At the first stop, Mandy Lake, I parked the car to explore. What I saw looked quite unlike the northern forests I am used to roaming in Minnesota. At the water's edge, I saw a reed-filled expanse rimmed by water-loving trees such as cedar. I half expected to see an airboat scoot by as if it were plying the waters of the Everglades.

These wetlands are the result of prehistoric powers on the land. Moraines, or glacier-formed ridges, held in water when the glaciers melted more than 10,000 years ago. Ridges ring the refuge on three sides; on the fourth, the Rice River flows toward the Mississippi. The Mandy Lake stop contained a boat launch, a toilet, a hiking trailhead, a picnic table and enough deer flies to send me dashing back to the car.

Stop 2 was eerier. Beneath a forest, archaeologists have found the earthen burial mounds of an ancient people. On this high ground between Mandy and Rice lakes, the dead have rested for 1,300 years. It is, according to the brochure, the largest known concentration of linear mounds in Minnesota and Wisconsin.

Farther down the road, there were more signs of long-ago lives. Along Twin Lakes, a spot where Dakota Indians likely lived in temporary hunting or rice camps, an ancient dugout canoe was uncovered in 1969. At another location, an ill-fated livestock ranch got started in 1900 (ranchers tried to drain the lake to harvest marsh hay). A young forest spreads over land where loggers harvested old-growth white pines.

Another budding forest is taking hold where refuge employees cleared the land to create habitat for Canada geese and sharp-tailed grouse. In 2012 — in an effort to restore the native forest — 35,000 tree seedlings were planted for the future benefit of birds like scarlet tanagers and pileated woodpeckers.

A nearby patch of land once held 24 buildings of a Civilian Conservation Corps camp. The workers had come to develop the refuge that President Franklin Roosevelt had established in 1935.

Go in the fall

The boggy refuge was a treat to see in mid-August, bugs and all. But the local I spoke with at Rice Lake told me the best time to visit: "Come in fall. You can't believe all the ducks. The water is covered with them."

The lake — shallow and vast, much of it nurturing nutritious wild rice — lures an astounding amount of waterfowl.

Later, I called the refuge office to get details from refuge manager Walt Ford.

"Migratory songbirds start passing through starting," he paused, "now, pretty much," he said of a visit to the refuge in autumn.

In October the place comes alive with ducks, he confirmed. The refuge holds the state record for the most waterfowl observed in one location at one time. During the second week of October 1994, more than a million waterfowl had collected there; 60 percent were ring-necked ducks, 40 percent were mallards.

Last year, the count built slowly: 221,000 waterfowl on Oct. 5; 650,000 on Oct. 17, peaking at 965,000 on Oct. 31.

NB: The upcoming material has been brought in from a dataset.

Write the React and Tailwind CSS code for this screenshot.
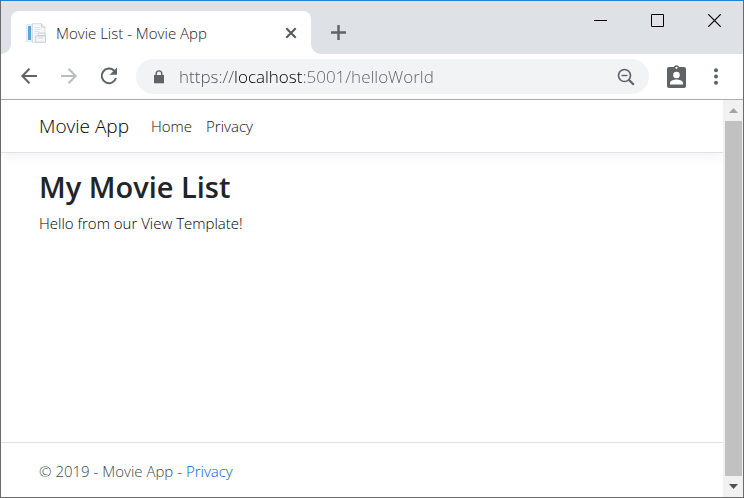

"It's a true refuge here for waterfowl," Ford said. The wide-open water provides a place to rest and refuel. "The fact that there is no waterfowl hunting makes the refuge doubly attractive," he said.

Fall can also bring American Indians onto the waters. They come to harvest wild rice using the traditional methods of their ancestors, using sticks to knock the grains from grasses to the bottom of the canoe.

As for fall colors, expect to see oaks, maples and aspen in full-tilt flamboyance.

When I visited, I saw no autumn hues, but other sights abounded.

Just as I was about to leave the family at Rice Lake, the man said "Oh, look, the trumpeter swans are taking off."

In the far distance, flashes of white hovered above the brown water and rose into the sky.